Task statement:
Restate word for word the lines that begin the listing and end with the line holding "const [notify, setNotify] = useState(true);".

+ + +

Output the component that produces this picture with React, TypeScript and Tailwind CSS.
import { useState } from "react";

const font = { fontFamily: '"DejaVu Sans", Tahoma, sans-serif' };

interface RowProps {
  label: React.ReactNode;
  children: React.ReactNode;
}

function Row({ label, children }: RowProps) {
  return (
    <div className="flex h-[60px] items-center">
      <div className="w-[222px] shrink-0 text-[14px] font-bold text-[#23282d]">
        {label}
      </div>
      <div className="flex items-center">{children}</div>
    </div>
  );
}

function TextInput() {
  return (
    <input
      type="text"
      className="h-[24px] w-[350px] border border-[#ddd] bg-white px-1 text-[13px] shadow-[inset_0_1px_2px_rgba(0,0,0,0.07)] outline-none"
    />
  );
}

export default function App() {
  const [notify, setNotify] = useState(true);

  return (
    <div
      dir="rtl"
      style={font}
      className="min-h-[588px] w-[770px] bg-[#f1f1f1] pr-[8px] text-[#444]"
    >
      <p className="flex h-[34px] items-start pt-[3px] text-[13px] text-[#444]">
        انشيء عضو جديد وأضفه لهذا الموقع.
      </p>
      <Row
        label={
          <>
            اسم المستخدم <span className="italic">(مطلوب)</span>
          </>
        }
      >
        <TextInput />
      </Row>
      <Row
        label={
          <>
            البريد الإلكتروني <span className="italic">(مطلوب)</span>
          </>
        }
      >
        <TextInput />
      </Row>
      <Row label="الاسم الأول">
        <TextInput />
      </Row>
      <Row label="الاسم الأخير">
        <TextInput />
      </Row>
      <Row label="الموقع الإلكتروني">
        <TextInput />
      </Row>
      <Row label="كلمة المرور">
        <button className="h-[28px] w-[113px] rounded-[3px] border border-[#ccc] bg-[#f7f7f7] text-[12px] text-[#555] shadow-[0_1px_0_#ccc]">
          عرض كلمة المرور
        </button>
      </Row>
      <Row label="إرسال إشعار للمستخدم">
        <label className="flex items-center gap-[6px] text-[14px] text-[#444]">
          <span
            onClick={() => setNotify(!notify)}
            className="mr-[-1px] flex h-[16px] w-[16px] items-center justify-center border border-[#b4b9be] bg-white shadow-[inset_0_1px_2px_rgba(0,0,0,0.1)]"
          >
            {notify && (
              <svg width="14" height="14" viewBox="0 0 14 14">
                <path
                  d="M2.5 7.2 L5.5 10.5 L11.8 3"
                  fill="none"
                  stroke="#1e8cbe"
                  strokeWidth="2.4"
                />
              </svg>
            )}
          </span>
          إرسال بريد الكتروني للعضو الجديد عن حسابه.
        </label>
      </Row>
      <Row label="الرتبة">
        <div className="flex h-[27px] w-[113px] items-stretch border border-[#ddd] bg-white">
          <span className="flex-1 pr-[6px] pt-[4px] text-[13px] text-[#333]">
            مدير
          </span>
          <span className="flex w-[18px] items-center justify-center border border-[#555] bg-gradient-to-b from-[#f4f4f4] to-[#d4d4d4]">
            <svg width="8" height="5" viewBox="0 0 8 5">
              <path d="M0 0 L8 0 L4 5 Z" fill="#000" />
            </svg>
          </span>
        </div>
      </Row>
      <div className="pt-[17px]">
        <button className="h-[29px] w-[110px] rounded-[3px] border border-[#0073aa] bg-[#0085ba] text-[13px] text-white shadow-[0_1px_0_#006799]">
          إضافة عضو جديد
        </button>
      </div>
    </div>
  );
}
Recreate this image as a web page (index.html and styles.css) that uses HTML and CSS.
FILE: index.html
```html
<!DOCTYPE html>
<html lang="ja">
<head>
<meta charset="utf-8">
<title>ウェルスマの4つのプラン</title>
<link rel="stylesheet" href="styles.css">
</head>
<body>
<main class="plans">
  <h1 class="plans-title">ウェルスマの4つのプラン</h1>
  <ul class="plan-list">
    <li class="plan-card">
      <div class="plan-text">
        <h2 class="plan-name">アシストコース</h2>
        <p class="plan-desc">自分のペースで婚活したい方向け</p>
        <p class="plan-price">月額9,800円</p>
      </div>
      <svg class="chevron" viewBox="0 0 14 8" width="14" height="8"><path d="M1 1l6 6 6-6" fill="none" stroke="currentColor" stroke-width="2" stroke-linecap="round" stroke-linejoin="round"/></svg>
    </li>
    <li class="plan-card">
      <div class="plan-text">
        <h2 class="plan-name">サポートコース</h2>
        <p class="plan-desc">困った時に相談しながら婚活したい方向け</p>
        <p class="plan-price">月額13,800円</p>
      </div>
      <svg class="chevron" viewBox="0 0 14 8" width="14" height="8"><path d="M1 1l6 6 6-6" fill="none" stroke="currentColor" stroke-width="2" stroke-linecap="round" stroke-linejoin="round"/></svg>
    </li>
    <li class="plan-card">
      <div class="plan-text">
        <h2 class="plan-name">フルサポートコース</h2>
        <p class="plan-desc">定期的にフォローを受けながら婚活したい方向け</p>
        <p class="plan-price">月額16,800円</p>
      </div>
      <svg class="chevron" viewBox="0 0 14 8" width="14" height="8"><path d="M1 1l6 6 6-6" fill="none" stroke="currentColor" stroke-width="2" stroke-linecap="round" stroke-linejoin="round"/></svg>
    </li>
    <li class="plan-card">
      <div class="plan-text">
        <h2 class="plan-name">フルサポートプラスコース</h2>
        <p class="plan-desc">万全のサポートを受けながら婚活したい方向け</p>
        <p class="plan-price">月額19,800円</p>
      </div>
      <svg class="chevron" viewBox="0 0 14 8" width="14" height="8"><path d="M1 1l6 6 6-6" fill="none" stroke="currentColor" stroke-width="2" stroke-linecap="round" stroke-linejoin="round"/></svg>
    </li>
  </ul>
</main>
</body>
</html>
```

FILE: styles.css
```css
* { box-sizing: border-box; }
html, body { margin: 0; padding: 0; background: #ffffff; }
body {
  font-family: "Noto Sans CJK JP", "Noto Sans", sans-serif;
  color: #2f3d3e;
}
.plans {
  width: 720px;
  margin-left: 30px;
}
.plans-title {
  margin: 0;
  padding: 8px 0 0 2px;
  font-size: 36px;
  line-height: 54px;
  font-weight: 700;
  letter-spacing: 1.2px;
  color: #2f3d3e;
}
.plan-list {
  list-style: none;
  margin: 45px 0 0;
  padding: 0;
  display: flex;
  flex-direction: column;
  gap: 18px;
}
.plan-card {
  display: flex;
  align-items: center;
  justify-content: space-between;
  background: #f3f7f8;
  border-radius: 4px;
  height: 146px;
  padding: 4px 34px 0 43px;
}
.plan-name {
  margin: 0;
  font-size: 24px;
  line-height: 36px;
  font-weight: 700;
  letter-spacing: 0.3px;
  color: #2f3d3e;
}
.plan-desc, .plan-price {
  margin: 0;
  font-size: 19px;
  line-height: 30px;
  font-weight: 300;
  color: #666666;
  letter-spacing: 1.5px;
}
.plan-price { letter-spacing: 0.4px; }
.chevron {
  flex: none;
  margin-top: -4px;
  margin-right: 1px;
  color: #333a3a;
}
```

+ + +

Solution:
Output the component that produces this picture with React, TypeScript and Tailwind CSS.
import { useState } from "react";

const font = { fontFamily: '"DejaVu Sans", Tahoma, sans-serif' };

interface RowProps {
  label: React.ReactNode;
  children: React.ReactNode;
}

function Row({ label, children }: RowProps) {
  return (
    <div className="flex h-[60px] items-center">
      <div className="w-[222px] shrink-0 text-[14px] font-bold text-[#23282d]">
        {label}
      </div>
      <div className="flex items-center">{children}</div>
    </div>
  );
}

function TextInput() {
  return (
    <input
      type="text"
      className="h-[24px] w-[350px] border border-[#ddd] bg-white px-1 text-[13px] shadow-[inset_0_1px_2px_rgba(0,0,0,0.07)] outline-none"
    />
  );
}

export default function App() {
  const [notify, setNotify] = useState(true);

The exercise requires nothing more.